El 2 de julio la ley no ofrece opciones. Todos deberán respetar el resultado que finalmente dicte el IFE y, si hay inconformidades, los partidos pueden impugnar, ante el Tribunal Electoral que, al resolver, habrá dictado la última palabra y colocado el punto final al proceso electoral de 2006. A partir de entonces, tendremos autoridades legítimas, lo acepten o no los demás, les guste o no el resultado.

Firmar un pacto de civilidad debilita nuestro marco normativo. Es continuar por el camino erróneo de la coexistencia de dos realidades: el México formal y el informal. Es seguir viviendo en el imperio del “obedézcase, pero no se cumpla”, de la Colonia; es revivir la tradición pactista del siglo XIX para reconocer o desconocer gobiernos y constituciones; es mantenernos en el México arbitrario y autoritario del siglo XX; es, en síntesis, quitarle autoridad a la ley y a las autoridades electorales.

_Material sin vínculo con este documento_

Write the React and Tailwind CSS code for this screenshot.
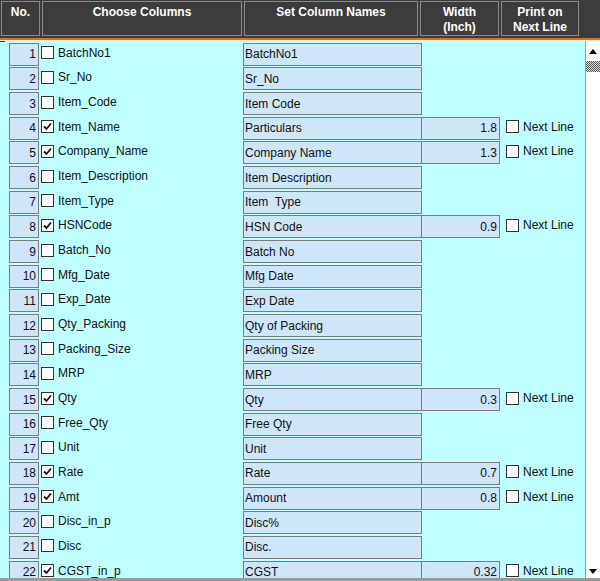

Necesitamos consolidar la democracia por las leyes y, como decía Alexis de Tocqueville: “No hay que desesperar, al tratar de reglar la democracia con ayuda de las leyes.”

El acuerdo de civilidad es un paso atrás. No crea nada y no construye nada. Los acuerdos que necesita nuestra democracia son de otra naturaleza y están en los temas sustantivos de la agenda de gobierno. Bien harían los partidos en dedicar su tiempo a buscar soluciones y tomar medidas para destrabar los temas en los que sí tienen competencia, para construir un buen gobierno.

De este acuerdo nos olvidaremos pronto. Es un hecho de olvido instantáneo. Parafraseando el título de la película de Juan Carlos Rulfo: Del olvido al no me acuerdo (1999), lo que firmaron ayer los presidentes de los partidos bien podría titularse: “Del acuerdo al yo me olvido.”